I have this problem: give an example of a real sequence $\;\{a_n\}\;$ with
$$\lim_{n\to\infty}\left(a_{n+1}-a_n\right)=0\;,\;\;\text{but}\;\;\lim_{n\to\infty}a_n\;\;\text{doesn't exist finitely}$$
The two classical examples I know, namely the harmonic series's partial sums sequence, and the sequence $\;\{\log n\}\;$ , both use either infinite series theory or the continuity of the function $\;\log x\;$ , needed to deduce the existence and value of the limit
$$\log(n+1)-\log n=\log\frac{n+1}n\xrightarrow[n\to\infty]{}\log1=0$$
I'm trying to help somebody who has only studied sequences and their limits and is now in the Cauchy sequences part, but has not studied series nor functions and continuity.

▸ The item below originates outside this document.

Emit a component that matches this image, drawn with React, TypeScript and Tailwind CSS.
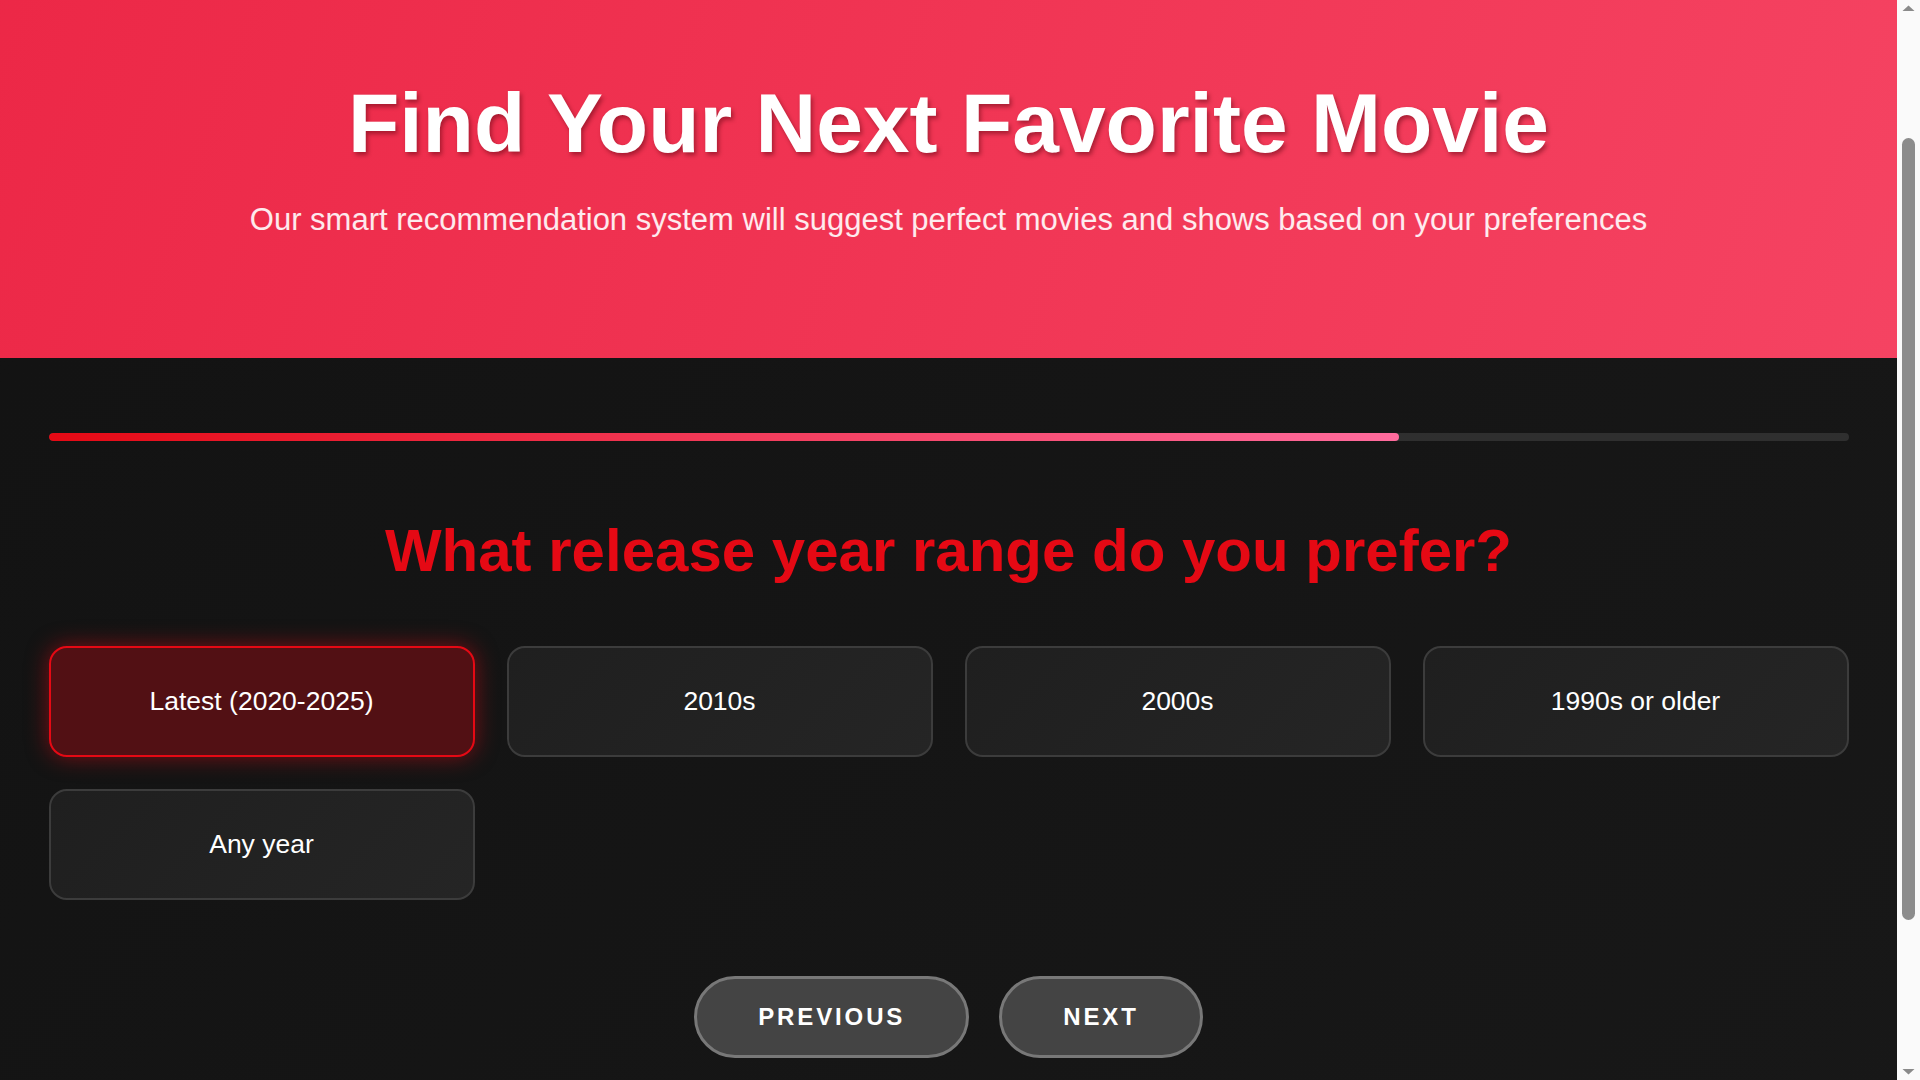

Any example in this will be appreciated.
You can also consider the sequence $(a_n)$ which is given by $a_n = \sqrt{n}$.
Note that everything you want to have can be shown elementarily. If $(a_n)$ would converge, then $(a_n^2)$ would also converge, but that is not possible. One can use a similar argument for the unboundedness of $(a_n)$. The convergence of $\sqrt{n+1} - \sqrt{n} \to 0$ can be shown easily, too.